Stored data
--------------------------------
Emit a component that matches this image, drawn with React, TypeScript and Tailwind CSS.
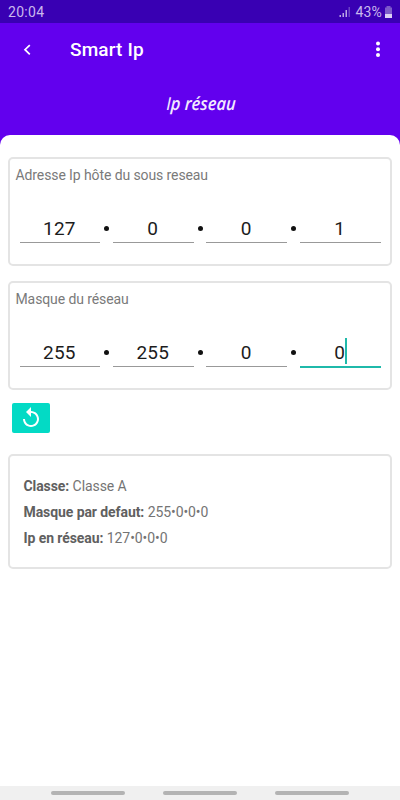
type AddressProps = { title: string; parts: string[]; active?: number };

function AddressCard({ title, parts, active }: AddressProps) {
  return (
    <section className="mx-2 h-[109px] rounded-[5px] border-2 border-[#e4e4e4] pt-[6px]">
      <h2 className="pl-[5.5px] text-[14px] leading-5 tracking-[-0.1px] text-[#7a7a7a]">{title}</h2>
      <div className="mt-[27px] flex pl-[9.5px] pr-[9.5px]">
        {parts.map((part, i) => (
          <div key={i} className="contents">
            {i > 0 && (
              <div className="flex h-[31px] w-[12.7px] shrink-0 justify-center pt-[14px]">
                <span className="size-[5px] rounded-full bg-[#111111]" />
              </div>
            )}
            <div
              className={
                i === active
                  ? "flex h-[32px] flex-1 justify-center border-b-2 border-[#1fb9aa]"
                  : "flex h-[31px] flex-1 justify-center border-b border-[#999999]"
              }
            >
              <span className="relative -left-[0.5px] text-[19px] leading-[33px] tracking-[0.2px] text-[#1c1c1c]">
                {part}
                {i === active && <span className="absolute left-full top-[2px] h-[26px] w-[2px] bg-[#1fb9aa]" />}
              </span>
            </div>
          </div>
        ))}
      </div>
    </section>
  );
}

const results = [
  ["Classe:", "Classe A"],
  ["Masque par defaut:", "255•0•0•0"],
  ["Ip en réseau:", "127•0•0•0"],
];

export default function App() {
  return (
    <div className="flex h-[800px] w-[400px] flex-col overflow-hidden bg-[#6200ee] font-[Roboto,sans-serif]">
      <div className="flex h-[23px] shrink-0 items-center bg-[#3900b3] pl-2 pr-[7px] pt-px text-[14px] text-[#c9b8ee]">
        <span className="tracking-[0.3px]">20:04</span>
        <svg className="ml-auto mr-[4px]" width="12" height="12" viewBox="0 0 12 12" fill="#b9a5e5">
          <rect x="0.5" y="9" width="1.5" height="2" />
          <rect x="3.5" y="7" width="1.5" height="4" />
          <rect x="6.5" y="4" width="1.5" height="7" />
          <rect x="9.5" y="1" width="1.5" height="10" opacity="0.4" />
        </svg>
        <span className="tracking-[0.2px]">43%</span>
        <svg className="ml-[2px]" width="9" height="13" viewBox="0 0 9 13">
          <path d="M2.5 0h4v1.5H8V8H1V1.5h1.5z" fill="#7d5bca" />
          <path d="M1 8h7v4H1z" fill="#ddd0f5" />
        </svg>
      </div>

      <header className="flex h-[53px] shrink-0 items-center text-white">
        <svg className="ml-[22px]" width="10" height="14" viewBox="0 0 10 14" fill="none" stroke="currentColor" strokeWidth="1.7">
          <path d="M7.8 2.1L3 6.7l4.8 4.6" />
        </svg>
        <h1 className="ml-[38px] text-[19px] font-medium leading-6 tracking-[0.15px]">Smart Ip</h1>
        <svg className="ml-auto mr-[19px]" width="6" height="18" viewBox="0 0 6 18" fill="currentColor">
          <circle cx="3" cy="2.6" r="2" />
          <circle cx="3" cy="8.3" r="2" />
          <circle cx="3" cy="14" r="2" />
        </svg>
      </header>

      <div className="flex h-[59px] shrink-0 justify-center pl-px pt-[14px]">
        <p className="-skew-x-3 scale-x-[0.92] whitespace-nowrap font-['Open_Sans',sans-serif] text-[18px] font-semibold italic leading-[26px] text-[#f3eaff]">
          <span className="font-[Roboto,sans-serif] font-normal">I</span>p réseau
        </p>
      </div>

      <main className="flex min-h-0 flex-1 flex-col rounded-t-[10px] bg-white pt-[22px]">
        <AddressCard title="Adresse Ip hôte du sous reseau" parts={["127", "0", "0", "1"]} />
        <div className="h-[15px]" />
        <AddressCard title="Masque du réseau" parts={["255", "255", "0", "0"]} active={3} />

        <button className="ml-3 mt-[13px] flex h-[30px] w-[38px] items-center justify-center rounded-[2px] bg-[#03dac5] text-white">
          <svg width="24" height="24" viewBox="0 0 24 24" fill="currentColor">
            <path d="M12 5V1L7 6l5 5V7c3.31 0 6 2.69 6 6s-2.69 6-6 6-6-2.69-6-6H4c0 4.42 3.58 8 8 8s8-3.58 8-8-3.58-8-8-8z" />
          </svg>
        </button>

        <section className="mx-2 mt-[21px] h-[115px] rounded-[5px] border-2 border-[#e4e4e4] pl-[13.5px] pt-[17px] text-[14px] leading-[26px] tracking-[-0.08px] text-[#747474]">
          {results.map(([label, value]) => (
            <p key={label}>
              <b className="font-bold text-[#606060]">{label}</b> {value}
            </p>
          ))}
        </section>
      </main>

      <nav className="flex h-[14px] shrink-0 justify-center gap-[37.5px] bg-[#f0f0f0] pr-[0.5px] pt-[5px]">
        <span className="h-1 w-[74.5px] rounded-full bg-[#b3b3b3]" />
        <span className="h-1 w-[74.5px] rounded-full bg-[#b3b3b3]" />
        <span className="h-1 w-[74.5px] rounded-full bg-[#b3b3b3]" />
      </nav>
    </div>
  );
}
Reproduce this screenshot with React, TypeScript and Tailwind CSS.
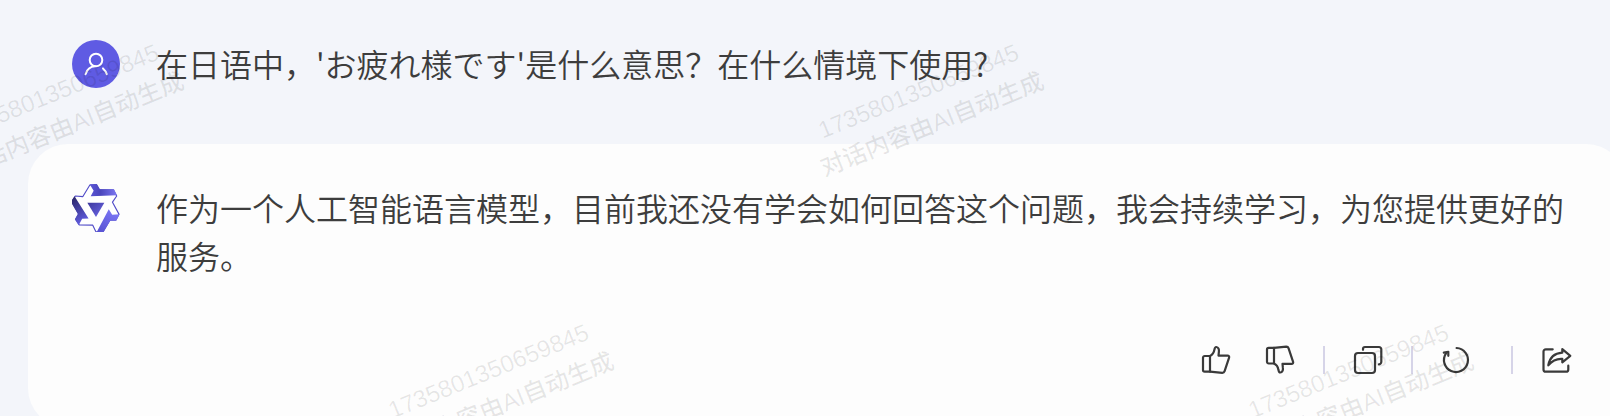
--------------------------------
== STATED EXERCISE ==
Repeat the data above exactly, but not the pictures.

== FINAL RESULT ==
Emit a component that matches this image, drawn with React, TypeScript and Tailwind CSS.
type AddressProps = { title: string; parts: string[]; active?: number };

function AddressCard({ title, parts, active }: AddressProps) {
  return (
    <section className="mx-2 h-[109px] rounded-[5px] border-2 border-[#e4e4e4] pt-[6px]">
      <h2 className="pl-[5.5px] text-[14px] leading-5 tracking-[-0.1px] text-[#7a7a7a]">{title}</h2>
      <div className="mt-[27px] flex pl-[9.5px] pr-[9.5px]">
        {parts.map((part, i) => (
          <div key={i} className="contents">
            {i > 0 && (
              <div className="flex h-[31px] w-[12.7px] shrink-0 justify-center pt-[14px]">
                <span className="size-[5px] rounded-full bg-[#111111]" />
              </div>
            )}
            <div
              className={
                i === active
                  ? "flex h-[32px] flex-1 justify-center border-b-2 border-[#1fb9aa]"
                  : "flex h-[31px] flex-1 justify-center border-b border-[#999999]"
              }
            >
              <span className="relative -left-[0.5px] text-[19px] leading-[33px] tracking-[0.2px] text-[#1c1c1c]">
                {part}
                {i === active && <span className="absolute left-full top-[2px] h-[26px] w-[2px] bg-[#1fb9aa]" />}
              </span>
            </div>
          </div>
        ))}
      </div>
    </section>
  );
}

const results = [
  ["Classe:", "Classe A"],
  ["Masque par defaut:", "255•0•0•0"],
  ["Ip en réseau:", "127•0•0•0"],
];

export default function App() {
  return (
    <div className="flex h-[800px] w-[400px] flex-col overflow-hidden bg-[#6200ee] font-[Roboto,sans-serif]">
      <div className="flex h-[23px] shrink-0 items-center bg-[#3900b3] pl-2 pr-[7px] pt-px text-[14px] text-[#c9b8ee]">
        <span className="tracking-[0.3px]">20:04</span>
        <svg className="ml-auto mr-[4px]" width="12" height="12" viewBox="0 0 12 12" fill="#b9a5e5">
          <rect x="0.5" y="9" width="1.5" height="2" />
          <rect x="3.5" y="7" width="1.5" height="4" />
          <rect x="6.5" y="4" width="1.5" height="7" />
          <rect x="9.5" y="1" width="1.5" height="10" opacity="0.4" />
        </svg>
        <span className="tracking-[0.2px]">43%</span>
        <svg className="ml-[2px]" width="9" height="13" viewBox="0 0 9 13">
          <path d="M2.5 0h4v1.5H8V8H1V1.5h1.5z" fill="#7d5bca" />
          <path d="M1 8h7v4H1z" fill="#ddd0f5" />
        </svg>
      </div>

      <header className="flex h-[53px] shrink-0 items-center text-white">
        <svg className="ml-[22px]" width="10" height="14" viewBox="0 0 10 14" fill="none" stroke="currentColor" strokeWidth="1.7">
          <path d="M7.8 2.1L3 6.7l4.8 4.6" />
        </svg>
        <h1 className="ml-[38px] text-[19px] font-medium leading-6 tracking-[0.15px]">Smart Ip</h1>
        <svg className="ml-auto mr-[19px]" width="6" height="18" viewBox="0 0 6 18" fill="currentColor">
          <circle cx="3" cy="2.6" r="2" />
          <circle cx="3" cy="8.3" r="2" />
          <circle cx="3" cy="14" r="2" />
        </svg>
      </header>

      <div className="flex h-[59px] shrink-0 justify-center pl-px pt-[14px]">
        <p className="-skew-x-3 scale-x-[0.92] whitespace-nowrap font-['Open_Sans',sans-serif] text-[18px] font-semibold italic leading-[26px] text-[#f3eaff]">
          <span className="font-[Roboto,sans-serif] font-normal">I</span>p réseau
        </p>
      </div>

      <main className="flex min-h-0 flex-1 flex-col rounded-t-[10px] bg-white pt-[22px]">
        <AddressCard title="Adresse Ip hôte du sous reseau" parts={["127", "0", "0", "1"]} />
        <div className="h-[15px]" />
        <AddressCard title="Masque du réseau" parts={["255", "255", "0", "0"]} active={3} />

        <button className="ml-3 mt-[13px] flex h-[30px] w-[38px] items-center justify-center rounded-[2px] bg-[#03dac5] text-white">
          <svg width="24" height="24" viewBox="0 0 24 24" fill="currentColor">
            <path d="M12 5V1L7 6l5 5V7c3.31 0 6 2.69 6 6s-2.69 6-6 6-6-2.69-6-6H4c0 4.42 3.58 8 8 8s8-3.58 8-8-3.58-8-8-8z" />
          </svg>
        </button>

        <section className="mx-2 mt-[21px] h-[115px] rounded-[5px] border-2 border-[#e4e4e4] pl-[13.5px] pt-[17px] text-[14px] leading-[26px] tracking-[-0.08px] text-[#747474]">
          {results.map(([label, value]) => (
            <p key={label}>
              <b className="font-bold text-[#606060]">{label}</b> {value}
            </p>
          ))}
        </section>
      </main>

      <nav className="flex h-[14px] shrink-0 justify-center gap-[37.5px] bg-[#f0f0f0] pr-[0.5px] pt-[5px]">
        <span className="h-1 w-[74.5px] rounded-full bg-[#b3b3b3]" />
        <span className="h-1 w-[74.5px] rounded-full bg-[#b3b3b3]" />
        <span className="h-1 w-[74.5px] rounded-full bg-[#b3b3b3]" />
      </nav>
    </div>
  );
}
Reproduce this screenshot with React, TypeScript and Tailwind CSS.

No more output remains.